Spike Lee Placed An Angry Message For Oscar Voters In She's Gotta Have It

Legendary director Spike Lee has had his fair share of beef with the Oscars. And rightfully so: it seems the Academy — and its annual awards ceremony — have never really respected Lee's groundbreaking (and at times, controversial) work. After over 30 years of filmmaking, Lee has only won a single Oscar. Lee, by contrast, is all about giving credit where it's due, and he's also never been shy about sharing his opinion. Some thoughts have even trickled into his more recent work, specifically concerning Denzel Washington's performance in his 1992 film "Malcolm X."

"She's Gotta Have It" — the Netflix series that rebooted Lee's film of the same name — features a discussion of the film in question. It all begins when Nola Darling (DeWanda Wise) invites her new hookup Mars Blackmon (Anthony Ramos) to her place, a spacious loft in a now-gentrified Brooklyn. Mars is quick to notice the work-in-progress portrait of Malcolm X in Nola's studio. The conversation pivots quickly to Denzel's portrayal of the civil rights icon: both Nola and Mars agree that Washington was robbed of a well-deserved Oscar.

Nola concedes that Washington might have been "too Black" for the Academy at the time. "Al Pacino, though? Come on."

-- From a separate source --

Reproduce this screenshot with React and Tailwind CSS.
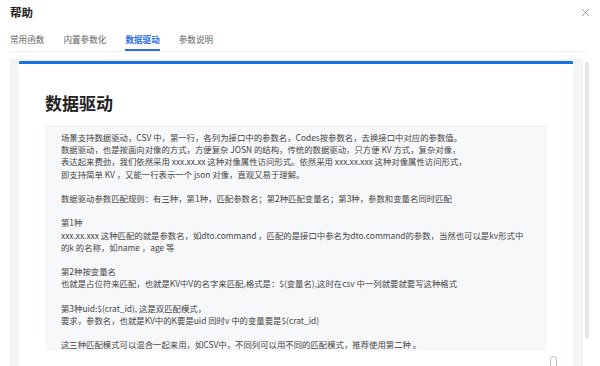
import React from "react";

const tabs = ["常用函数", "内置参数化", "数据驱动", "参数说明"];

const lines = [
  "场景支持数据驱动，CSV 中，第一行，各列为接口中的参数名，Codes按参数名，去换接口中对应的参数值。",
  "数据驱动，也是按面向对像的方式，方便复杂 JOSN 的结构，传统的数据驱动，只方便 KV 方式，复杂对像，",
  "表达起来费劲，我们依然采用 xxx.xx.xx 这种对像属性访问形式。依然采用 xxx.xx.xxx 这种对像属性访问形式，",
  "即支持简单 KV ，又能一行表示一个 json 对像，直观又易于理解。",
  "",
  "数据驱动参数匹配规则：有三种，第1种，匹配参数名；第2种匹配变量名；第3种，参数和变量名同时匹配",
  "",
  "第1种",
  "xxx.xx.xxx 这种匹配的就是参数名，如dto.command ，匹配的是接口中参名为dto.command的参数，当然也可以是kv形式中",
  "的k 的名称，如name ，age 等",
  "",
  "第2种按变量名",
  "也就是占位符来匹配，也就是KV中V的名字来匹配,格式是：$(变量名),这时在csv 中一列就要就要写这种格式",
  "",
  "第3种uid:$(crat_id), 这是双匹配模式，",
  "要求，参数名，也就是KV中的K要是uid 同时v 中的变量要是$(crat_id)",
  "",
  "这三种匹配模式可以混合一起来用，如CSV中，不同列可以用不同的匹配模式，推荐使用第二种 。",
];

export default function App() {
  return (
    <div
      className="relative w-[600px] h-[366px] overflow-hidden bg-white text-[#333]"
      style={{ fontFamily: '"Noto Sans CJK SC", "Noto Sans", sans-serif' }}
    >
      {/* Header */}
      <div className="flex items-center justify-between pl-[10px] pr-[10px] h-[25px] pt-[1px]">
        <span className="text-[11.5px] font-bold text-[#222]">帮助</span>
        <svg width="9" height="9" viewBox="0 0 9 9" className="mt-[-2px]">
          <path d="M1 1L8 8M8 1L1 8" stroke="#999" strokeWidth="0.9" />
        </svg>
      </div>

      {/* Tabs */}
      <div className="ml-[10px] mr-[12px] flex gap-[19px] border-b border-[#eef2f5] h-[27px]">
        {tabs.map((t) => (
          <div
            key={t}
            className={
              "flex items-center text-[8.6px] pt-[5px] " +
              (t === "数据驱动"
                ? "text-[#2f6fe4] font-bold border-b-2 border-[#2f6fe4]"
                : "text-[#666] border-b-2 border-transparent")
            }
          >
            {t}
          </div>
        ))}
      </div>

      {/* Content */}
      <div className="flex mt-[7px] ml-[10px] h-[310px]">
        <div className="w-[573px] bg-[#f3f4f6] pl-[9px] pr-[10px] pt-[2px]">
          <div className="h-full bg-white border-t-[3px] border-[#1a6fe0] rounded-t-[1px] px-[26px] pt-[27px]">
            <h1 className="text-[17px] font-bold leading-[24px] text-[#222]">数据驱动</h1>
            <div className="mt-[11px] border-t border-[#eceef1]" />
            <div className="bg-[#f7f8fa] pl-[16px] pt-[4px] pb-[1px] text-[8.4px] leading-[12.2px] text-[#444]">
              {lines.map((l, i) => (
                <div key={i} className="whitespace-nowrap h-[12.2px]">
                  {l}
                </div>
              ))}
            </div>
          </div>
        </div>
        <div className="ml-[2px] w-[4px] h-[277px] mt-[3px] bg-[#e6e6e6] rounded-full" />
      </div>

      {/* back-to-top hint */}
      <div className="absolute left-[550px] top-[356px] w-[7px] h-[16px] rounded-full border border-[#bbb]" />
    </div>
  );
}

Pacino was nominated for, and won, Best Actor over Washington for the film "Scent of a Woman. Though his triumph was not nearly as messy as the "La La Land" mix-up of 2017, Nola argues that the actor still beat Washington on a technicality.

Bad call, Academy

Al Pacino is, incontestably, one of the finest actors of his generation. He's starred in some of the greatest films of all time, but he hasn't always been acknowledged for his performances. Before "Scent of a Woman," Pacino had been snubbed four times by the Academy: for "The Godfather" and its sequel, for "Serpico," and for "Dog Day Afternoon." His Oscar, according to Nola, was "long overdue," which led to his win in 1993. "It was an Academy of Motion Picture Arts and Sciences makeup call," she explains.

In the sports world (namely in basketball), a makeup call is essentially a retroactive fix for a refereeing error. If, earlier in the game, a referee ignores a penalty, he'll later try to "make up" for the oversight by calling a similar penalty later. The actual existence of the makeup call is contested in the NBA, but it totally happens — on the court as well as at the Oscars. Leonardo DiCaprio's win for "The Revenant" in 2016 (when he should have won years before) was most definitely a makeup call. Nola argues that Pacino's win in 1993 was secured under similar circumstances.

Awarding Pacino his Oscar for "Scent of a Woman" meant that Washington's own snub would have to be addressed later on. Nola believes that the actor's win for his performance in "Training Day" was yet another makeup call, but "he should've won anyway — so the Academy still owes D another one."

Spike's gotta have it

This exchange is just meta enough to work — both as a wink to Lee's filmography, and to his own snubs at the Oscars. His incendiary masterpiece "Do the Right Thing" was famously shut out of all but two categories at the 1990 Oscars, a night that belonged to the much-tamer racial narrative "Driving Miss Daisy." Lee was one of several Black filmmakers to boycott the Oscars in 2016, the year that carried the brunt of the #OscarsSoWhite controversy. And though he was up for Best Director and Best Picture in 2019 (for "BlacKkKlansman"), "Green Book" would triumph in the latter — and Lee, infamously, stormed out of the Dolby Theater as a result. "Every time somebody's driving somebody, I lose," Lee said after the ceremony.

Lee won his first non-honorary Oscar that same night, for Best Adapted Screenplay. That he's never been honored with Best Director for any of his work speaks to some serious oversight on the Academy's end, but he's not the only one. Not a single Black director has been able to nab the award in all of Oscar's history — it wasn't until 1992 that John Singleton became the first to even score a nomination. It will probably take more than a makeup call to reverse that damage, but for now, it seems like Lee's mistrust of the Academy is entirely warranted.